Exercise goal: Search the listing below for "that". Copy each matching line.

Material to process:
● ● ● ● ●
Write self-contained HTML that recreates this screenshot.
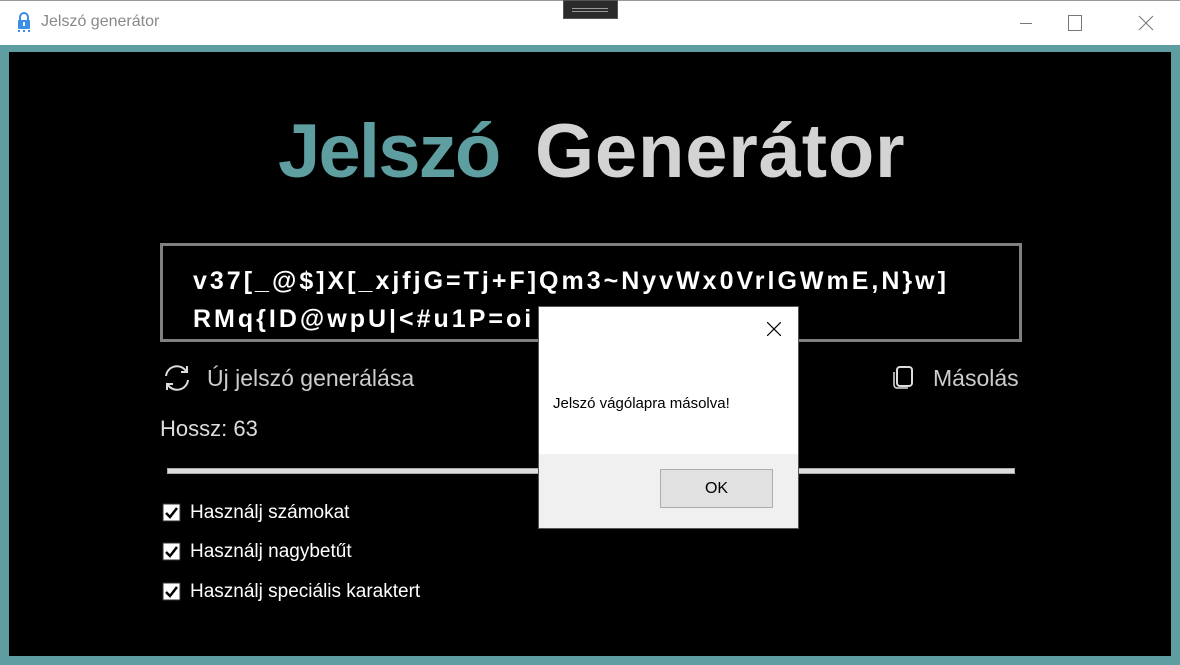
<!DOCTYPE html>
<html><head><meta charset="utf-8"><style>
*{margin:0;padding:0;box-sizing:border-box}
body{width:1180px;height:665px;position:relative;overflow:hidden;background:#fff;font-family:"Liberation Sans",sans-serif}
.a{position:absolute;white-space:nowrap}
</style></head><body>
<div class="a" style="left:0;top:0;width:1180px;height:1px;background:#999"></div>
<div class="a" style="left:563px;top:0;width:55px;height:19px;background:#2b2b2b;border:1px solid #555"></div>
<div class="a" style="left:572px;top:8px;width:36px;height:1px;background:#999"></div>
<div class="a" style="left:572px;top:11px;width:36px;height:1px;background:#999"></div>
<svg class="a" style="left:16px;top:11px" width="16" height="22" viewBox="0 0 16 22"><path d="M4 9V6a4 4 0 0 1 8 0v3" fill="none" stroke="#3a8ee6" stroke-width="2"/><rect x="2" y="9" width="12" height="9" rx="1" fill="#3a8ee6"/><rect x="7" y="11" width="2" height="4" fill="#fff"/><rect x="2" y="19" width="2" height="2" fill="#3a8ee6"/><rect x="7" y="19" width="2" height="2" fill="#3a8ee6"/><rect x="12" y="19" width="2" height="2" fill="#3a8ee6"/></svg>
<div class="a" style="left:41px;top:13px;font-size:16px;color:#888">Jelszó generátor</div>
<div class="a" style="left:1020px;top:23px;width:12px;height:1px;background:#777"></div>
<div class="a" style="left:1068px;top:15px;width:14px;height:16px;border:1px solid #777"></div>
<svg class="a" style="left:1138px;top:15px" width="16" height="16"><path d="M1 1L15 15M15 1L1 15" stroke="#777" stroke-width="1"/></svg>
<div class="a" style="left:0;top:45px;width:1180px;height:620px;background:#5f9ea0"></div>
<div class="a" style="left:9px;top:52px;width:1162px;height:604px;background:#000"></div>
<div class="a" style="left:278px;top:108px;font-size:76px;font-weight:bold;color:#5f9ea0;letter-spacing:-1.8px">Jelszó</div>
<div class="a" style="left:535px;top:108px;font-size:76px;font-weight:bold;color:#d3d3d3;letter-spacing:0.8px">Generátor</div>
<div class="a" style="left:160px;top:243px;width:862px;height:99px;border:3px solid #808080"></div>
<div class="a" style="left:193px;top:262px;font-size:25px;font-weight:bold;color:#fff;line-height:38px;letter-spacing:3px">v37[_@$]X[_xjfjG=Tj+F]Qm3~NyvWx0VrlGWmE,N}w]<br>RMq{ID@wpU|&lt;#u1P=oi</div>
<svg class="a" style="left:161px;top:364px" width="32" height="28" viewBox="0 0 32 28"><path d="M5 12a11 11 0 0 1 20-5M27 16a11 11 0 0 1-20 5" fill="none" stroke="#ddd" stroke-width="2"/><path d="M26 2v6h-6M6 26v-6h6" fill="none" stroke="#ddd" stroke-width="2"/></svg>
<div class="a" style="left:207px;top:365px;font-size:23px;color:#ccc">Új jelszó generálása</div>
<svg class="a" style="left:892px;top:366px" width="24" height="24"><rect x="5" y="1" width="15" height="19" rx="3" fill="none" stroke="#ddd" stroke-width="2"/><path d="M2 6v13a3 3 0 0 0 3 3h11" fill="none" stroke="#ddd" stroke-width="1.5"/></svg>
<div class="a" style="left:933px;top:365px;font-size:23px;color:#ccc">Másolás</div>
<div class="a" style="left:160px;top:416px;font-size:22px;color:#ddd">Hossz: 63</div>
<div class="a" style="left:167px;top:468px;width:848px;height:6px;background:#ddd;border:1px solid #aaa"></div>
<div class="a" style="left:162px;top:503px;line-height:0"><svg width="19" height="19"><rect x="1" y="1" width="17" height="17" fill="#fff" stroke="#333"/><path d="M4 10l4 4 7-9" fill="none" stroke="#000" stroke-width="2.5"/></svg></div>
<div class="a" style="left:190px;top:502px;font-size:19px;color:#fff">Használj számokat</div>
<div class="a" style="left:162px;top:542px;line-height:0"><svg width="19" height="19"><rect x="1" y="1" width="17" height="17" fill="#fff" stroke="#333"/><path d="M4 10l4 4 7-9" fill="none" stroke="#000" stroke-width="2.5"/></svg></div>
<div class="a" style="left:190px;top:541px;font-size:19px;color:#fff">Használj nagybetűt</div>
<div class="a" style="left:162px;top:582px;line-height:0"><svg width="19" height="19"><rect x="1" y="1" width="17" height="17" fill="#fff" stroke="#333"/><path d="M4 10l4 4 7-9" fill="none" stroke="#000" stroke-width="2.5"/></svg></div>
<div class="a" style="left:190px;top:581px;font-size:19px;color:#fff">Használj speciális karaktert</div>
<div class="a" style="left:538px;top:306px;width:261px;height:223px;background:#fff;border:1px solid #555"></div>
<div class="a" style="left:539px;top:454px;width:259px;height:74px;background:#f0f0f0"></div>
<svg class="a" style="left:767px;top:322px" width="14" height="14"><path d="M0 0L14 14M14 0L0 14" stroke="#000" stroke-width="1.2"/></svg>
<div class="a" style="left:553px;top:395px;font-size:15px;color:#000">Jelszó vágólapra másolva!</div>
<div class="a" style="left:660px;top:469px;width:113px;height:39px;background:#e1e1e1;border:1px solid #adadad;font-size:16px;text-align:center;line-height:37px;color:#000">OK</div>
</body></html>
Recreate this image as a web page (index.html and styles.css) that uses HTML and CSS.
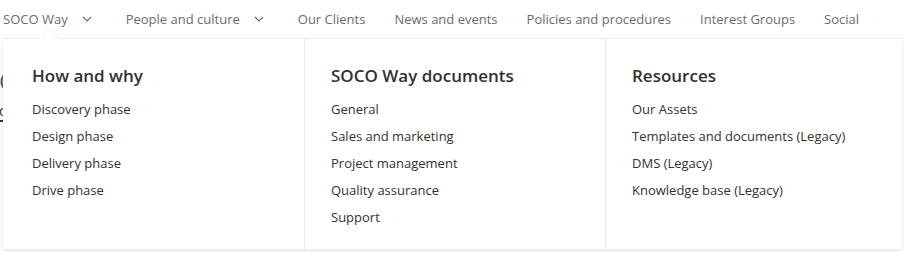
FILE: index.html
```html
<!DOCTYPE html>
<html lang="en">
  <head>
    <meta charset="UTF-8" />
    <meta name="viewport" content="width=device-width, initial-scale=1.0" />
    <title>SOCO Way</title>
    <link rel="stylesheet" href="styles.css">
  </head>
  <body>
    <nav class="topnav">
      <div class="nav-item">
        <span class="nav-label">SOCO Way</span>
        <span class="chevron">
          <svg width="10" height="6" viewBox="0 0 10 6"><path d="M1 1l4 4 4-4" fill="none" stroke="#6b6968" stroke-width="1.1"/></svg>
        </span>
      </div>
      <div class="nav-item">
        <span class="nav-label">People and culture</span>
        <span class="chevron">
          <svg width="10" height="6" viewBox="0 0 10 6"><path d="M1 1l4 4 4-4" fill="none" stroke="#6b6968" stroke-width="1.1"/></svg>
        </span>
      </div>
      <div class="nav-item"><span class="nav-label">Our Clients</span></div>
      <div class="nav-item"><span class="nav-label">News and events</span></div>
      <div class="nav-item"><span class="nav-label">Policies and procedures</span></div>
      <div class="nav-item"><span class="nav-label">Interest Groups</span></div>
      <div class="nav-item"><span class="nav-label">Social</span></div>
    </nav>

    <main class="page">
      <h2 class="page-title">Company</h2>
      <a class="page-link" href="#">contact</a>
    </main>

    <div class="megamenu">
      <div class="beak"></div>
      <div class="menu-col menu-col-first">
        <h3>How and why</h3>
        <ul>
          <li>Discovery phase</li>
          <li>Design phase</li>
          <li>Delivery phase</li>
          <li>Drive phase</li>
        </ul>
      </div>
      <div class="menu-col">
        <h3>SOCO Way documents</h3>
        <ul>
          <li>General</li>
          <li>Sales and marketing</li>
          <li>Project management</li>
          <li>Quality assurance</li>
          <li>Support</li>
        </ul>
      </div>
      <div class="menu-col">
        <h3>Resources</h3>
        <ul>
          <li>Our Assets</li>
          <li>Templates and documents (Legacy)</li>
          <li>DMS (Legacy)</li>
          <li>Knowledge base (Legacy)</li>
        </ul>
      </div>
    </div>
  </body>
</html>
```

FILE: styles.css
```css
body {
  margin: 0;
  font-family: "Segoe UI", "Open Sans", sans-serif;
  background: #fff;
  color: #323130;
  position: relative;
  height: 253px;
  overflow: hidden;
}

.topnav {
  display: flex;
  align-items: center;
  height: 38px;
  padding-left: 3px;
  gap: 29px;
}
.nav-item {
  display: flex;
  align-items: center;
  font-size: 13px;
  color: #6d6b6a;
  white-space: nowrap;
}
.chevron {
  display: flex;
  justify-content: center;
  align-items: center;
  width: 20px;
  margin-left: 9px;
  margin-right: -28px;
  padding-right: 28px;
  box-sizing: content-box;
}

.page {
  padding: 26px 0 0 0;
  margin-left: -1px;
}
.page-title {
  margin: 0;
  font-size: 24px;
  font-weight: 400;
  color: #605e5c;
}
.page-link {
  display: inline-block;
  margin-top: 4px;
  font-size: 14px;
  color: #323130;
  border-bottom: 2px solid #323130;
  text-decoration: none;
}

.megamenu {
  position: absolute;
  top: 38px;
  left: 3px;
  width: 899px;
  height: 211px;
  background: #fff;
  display: grid;
  grid-template-columns: 301px 301px 1fr;
  box-shadow: 0 1.6px 3.6px rgba(0, 0, 0, 0.13), 0 0.3px 0.9px rgba(0, 0, 0, 0.11);
  border-top: 1px solid #edebe9;
  box-sizing: border-box;
}
.beak {
  position: absolute;
  top: -7px;
  left: 40px;
  width: 13px;
  height: 13px;
  background: #fff;
  transform: rotate(45deg);
  box-shadow: -1px -1px 2px rgba(0, 0, 0, 0.06);
}
.menu-col {
  position: relative;
  padding: 25px 0 0 26px;
  border-left: 1px solid #edebe9;
}
.menu-col-first {
  border-left: none;
  padding-left: 29px;
}
.menu-col h3 {
  margin: 0 0 8px;
  font-size: 17px;
  font-weight: 600;
  line-height: 24px;
  color: #323130;
}
.menu-col ul {
  list-style: none;
  margin: 0;
  padding: 0;
}
.menu-col li {
  font-size: 13px;
  line-height: 27px;
  color: #323130;
}
```
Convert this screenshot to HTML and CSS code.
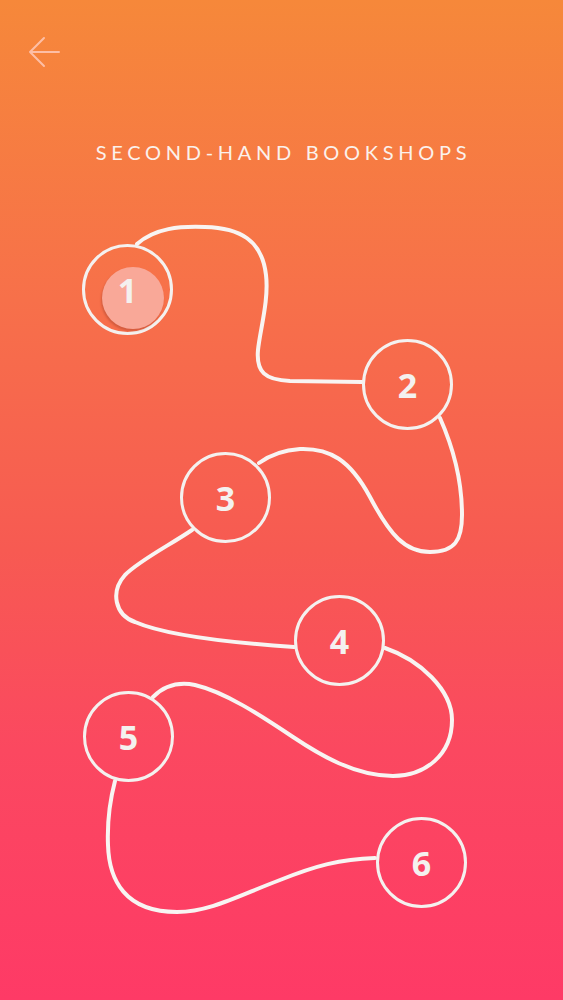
FILE: index.html
```html
<!DOCTYPE html>
<html>
<head>
<meta charset="utf-8">
<link rel="stylesheet" href="styles.css">
</head>
<body>
<div class="screen">
  <header class="top">
    <svg class="back" width="34" height="34" viewBox="0 0 34 34" aria-label="Back">
      <path d="M32 16 H3 M17 2 L3 16 L17 30" fill="none" stroke="currentColor" stroke-width="2" stroke-linecap="round" stroke-linejoin="round"/>
    </svg>
    <h1 class="title">SECOND-HAND BOOKSHOPS</h1>
  </header>
  <div class="map">
    <svg class="route" width="563" height="800" viewBox="0 200 563 800">
      <path d="M137,244 C155,228 180,226 205,227 C240,228 262,240 266,275 C269,300 260,330 258,350 C256,372 265,380 290,381 L362,382" />
      <path d="M440,418 C452,445 462,480 462,515 C462,540 455,552 430,552 C405,552 390,535 370,497 C350,460 330,448 300,449 C285,450 270,455 259,463" />
      <path d="M192,530 C170,545 140,560 125,575 C110,592 115,615 135,622 C165,635 220,642 294,647" />
      <path d="M385,648 C420,660 452,690 452,720 C452,755 425,776 393,776 C355,776 320,755 293,737 C260,715 225,692 195,685 C175,681 162,688 153,697" />
      <path d="M115,781 C110,800 107,820 108,845 C109,880 125,912 177,912 C210,912 240,895 280,880 C315,866 340,859 375,858" />
    </svg>
    <div class="node n1"><span class="press"></span><span class="num">1</span></div>
    <div class="node n2"><span class="num">2</span></div>
    <div class="node n3"><span class="num">3</span></div>
    <div class="node n4"><span class="num">4</span></div>
    <div class="node n5"><span class="num">5</span></div>
    <div class="node n6"><span class="num">6</span></div>
  </div>
</div>
</body>
</html>
```
FILE: styles.css
```css
html, body {
  margin: 0;
  padding: 0;
}
body {
  width: 563px;
  height: 1000px;
  overflow: hidden;
}
.screen {
  width: 563px;
  height: 1000px;
  background: linear-gradient(180deg, #f6883a 0%, #f7704a 30%, #f75a52 55%, #fb4860 75%, #fe3a66 100%);
  display: flex;
  flex-direction: column;
  font-family: Lato, "Open Sans", sans-serif;
}
.top {
  height: 200px;
  padding: 36px 0 0 27px;
  box-sizing: border-box;
  display: flex;
  flex-direction: column;
}
.back {
  color: rgba(255, 210, 200, 0.75);
  display: block;
}
.title {
  margin: 70px 0 0 -27px;
  text-align: center;
  color: #fbf1ec;
  font-size: 20px;
  font-weight: 400;
  letter-spacing: 4.7px;
  line-height: 24px;
  padding-left: 4px;
}
.map {
  position: relative;
  height: 800px;
}
.route {
  position: absolute;
  left: 0;
  top: 0;
}
.route path {
  fill: none;
  stroke: #f8f4f2;
  stroke-width: 4;
  stroke-linecap: round;
}
.node {
  position: absolute;
  width: 91px;
  height: 91px;
  box-sizing: border-box;
  border: 3.5px solid #f4f1ef;
  border-radius: 50%;
  display: flex;
  align-items: center;
  justify-content: center;
}
.num {
  position: relative;
  color: #f4f1ef;
  font-family: "Open Sans", Lato, sans-serif;
  font-weight: 700;
  font-size: 34px;
  line-height: 1;
}
.press {
  position: absolute;
  left: 17px;
  top: 20px;
  width: 62px;
  height: 62px;
  border-radius: 50%;
  background: #f9a898;
  box-shadow: -1px 2px 2px rgba(150, 60, 40, 0.35);
}
.n1 { left: 82px;  top: 44px; }
.n2 { left: 362px; top: 139px; }
.n3 { left: 180px; top: 252px; }
.n4 { left: 294px; top: 395px; }
.n5 { left: 83px;  top: 491px; }
.n6 { left: 376px; top: 617px; }
```
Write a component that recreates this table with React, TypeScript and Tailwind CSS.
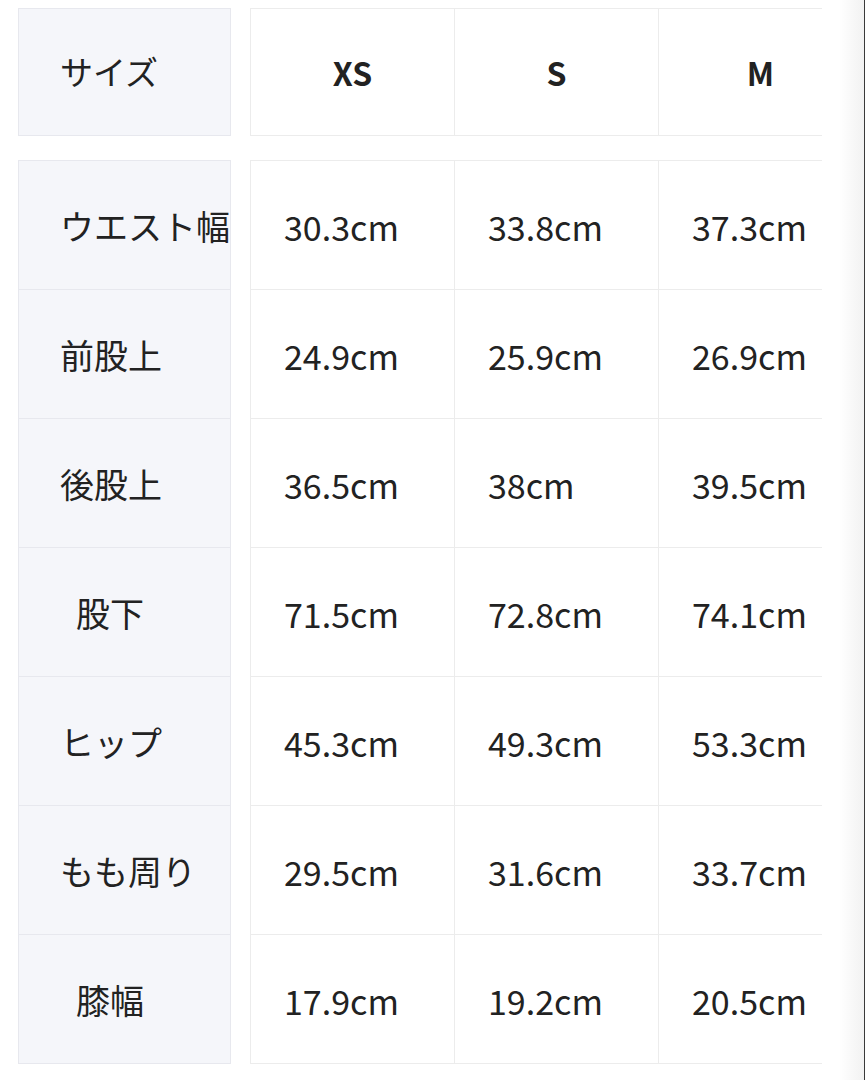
const sizes = ["XS", "S", "M"];

type Row = { label: string; values: string[] };

const rows: Row[] = [
  { label: "ウエスト幅", values: ["30.3cm", "33.8cm", "37.3cm"] },
  { label: "前股上", values: ["24.9cm", "25.9cm", "26.9cm"] },
  { label: "後股上", values: ["36.5cm", "38cm", "39.5cm"] },
  { label: "股下", values: ["71.5cm", "72.8cm", "74.1cm"] },
  { label: "ヒップ", values: ["45.3cm", "49.3cm", "53.3cm"] },
  { label: "もも周り", values: ["29.5cm", "31.6cm", "33.7cm"] },
  { label: "膝幅", values: ["17.9cm", "19.2cm", "20.5cm"] },
];

const font = { fontFamily: '"Noto Sans CJK JP", "Noto Sans", sans-serif' };

function LabelCell({ text }: { text: string }) {
  return (
    <div className="h-[129px] border-b border-[#e7e8ee] bg-[#f5f6fa] flex items-center overflow-hidden">
      <div className="ml-[41px] w-[100px] text-center whitespace-nowrap text-[34px] text-[#222]">
        {text}
      </div>
    </div>
  );
}

export default function App() {
  return (
    <div
      className="relative w-[865px] h-[1080px] bg-white overflow-hidden"
      style={font}
    >
      <div className="flex pt-[8px] pl-[18px] gap-[19px]">
        {/* fixed label column */}
        <div className="w-[213px] flex flex-col">
          <div className="border border-[#e7e8ee] bg-[#f5f6fa] h-[128px] flex items-center">
            <span className="ml-[41px] text-[33px] text-[#222]">サイズ</span>
          </div>
          <div className="mt-[24px] border-t border-x border-[#e7e8ee]">
            {rows.map((r) => (
              <LabelCell key={r.label} text={r.label} />
            ))}
          </div>
        </div>

        {/* scrollable values */}
        <div className="w-[572px] overflow-hidden">
          <div className="w-[620px]">
            <div className="flex h-[128px] border-y border-l border-[#ececec]">
              {sizes.map((s) => (
                <div
                  key={s}
                  className="w-[204px] shrink-0 border-r border-[#ececec] flex items-center justify-center text-[32px] font-bold text-[#222]"
                >
                  {s}
                </div>
              ))}
            </div>
            <div className="mt-[24px] border-t border-l border-[#ececec]">
              {rows.map((r) => (
                <div key={r.label} className="flex h-[129px] border-b border-[#ececec]">
                  {r.values.map((v, i) => (
                    <div
                      key={i}
                      className="w-[204px] shrink-0 border-r border-[#ececec] flex items-center pl-[33px] pt-[3px] text-[34px] text-[#222]"
                    >
                      {v}
                    </div>
                  ))}
                </div>
              ))}
            </div>
          </div>
        </div>
      </div>

      {/* screen edge */}
      <div className="absolute top-0 right-0 h-full w-[26px] bg-gradient-to-r from-white to-[#f2f2f2] border-r border-[#3a3a3a]" />
    </div>
  );
}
● ● ● ● ●
Solution to this problem:
Write self-contained HTML that recreates this screenshot.
Recreate this image as a web page (index.html and styles.css) that uses HTML and CSS.
Write a component that recreates this table with React, TypeScript and Tailwind CSS.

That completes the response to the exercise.